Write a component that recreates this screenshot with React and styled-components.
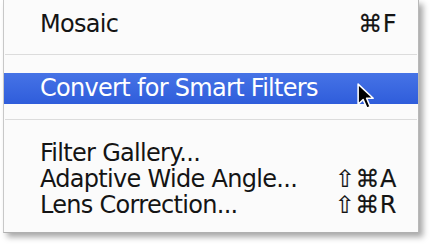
import React from 'react';
import styled, { createGlobalStyle } from 'styled-components';

const GlobalStyle = createGlobalStyle`
  html, body {
    margin: 0;
    padding: 0;
    background: #ffffff;
  }
`;

const Page = styled.div`
  width: 434px;
  height: 246px;
  overflow: hidden;
  background: #ffffff;
`;

const MenuPanel = styled.div`
  margin-left: 3px;
  width: 414px;
  padding: 11px 0 14px;
  background: #fbfbfb;
  border-left: 1px solid #c8c8c8;
  border-right: 1px solid #b8b8b8;
  border-bottom: 1px solid #b0b0b0;
  box-shadow: 4px 4px 6px rgba(0, 0, 0, 0.35);
  font-family: 'DejaVu Sans', 'Liberation Sans', sans-serif;
  font-size: 24px;
  letter-spacing: -0.7px;
  color: #141414;
`;

const Item = styled.div`
  position: relative;
  display: flex;
  align-items: center;
  justify-content: space-between;
  height: ${(p) => (p.$active ? 31 : 26)}px;
  line-height: ${(p) => (p.$active ? 31 : 26)}px;
  padding: 0 21px 0 36px;
  color: ${(p) => (p.$active ? '#ffffff' : '#141414')};
  background: ${(p) =>
    p.$active ? 'linear-gradient(#4673e6, #2f5ddb)' : 'transparent'};
`;

const Label = styled.span`
  white-space: nowrap;
`;

const Shortcut = styled.span`
  white-space: nowrap;
  letter-spacing: 0.5px;
  -webkit-text-stroke: 0.15px #141414;
`;

const Separator = styled.div`
  padding: ${(p) => p.$top}px 0 ${(p) => p.$bottom}px;

  &::after {
    content: '';
    display: block;
    height: 1px;
    margin: 0 1px;
    background: #dcdcdc;
  }
`;

const Cursor = styled.svg`
  position: absolute;
  left: 353px;
  top: 10px;
  width: 19px;
  height: 28px;
`;

const MousePointer = () => (
  <Cursor viewBox="0 0 17 25">
    <path
      d="M1 1 L1 19 L5.5 14.8 L8.8 22.5 L11.8 21.2 L8.6 13.6 L14.5 13.6 Z"
      fill="#000"
      stroke="#fff"
      strokeWidth="1.4"
      strokeLinejoin="round"
    />
  </Cursor>
);

const App = () => (
  <Page>
    <GlobalStyle />
    <MenuPanel>
      <Item>
        <Label>Mosaic</Label>
        <Shortcut>⌘F</Shortcut>
      </Item>
      <Separator $top={17} $bottom={18} />
      <Item $active>
        <Label>Convert for Smart Filters</Label>
        <MousePointer />
      </Item>
      <Separator $top={15} $bottom={20} />
      <Item>
        <Label>Filter Gallery...</Label>
      </Item>
      <Item>
        <Label>Adaptive Wide Angle...</Label>
        <Shortcut>⇧⌘A</Shortcut>
      </Item>
      <Item>
        <Label>Lens Correction...</Label>
        <Shortcut>⇧⌘R</Shortcut>
      </Item>
    </MenuPanel>
  </Page>
);

export default App;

□ □ □ □

■ DIRECTIONS FOR THIS TASK:
Extract, from the material above, each line holding the word "React".

■ RESULT OF THE EXERCISE:
Write a component that recreates this screenshot with React and styled-components.
import React from 'react';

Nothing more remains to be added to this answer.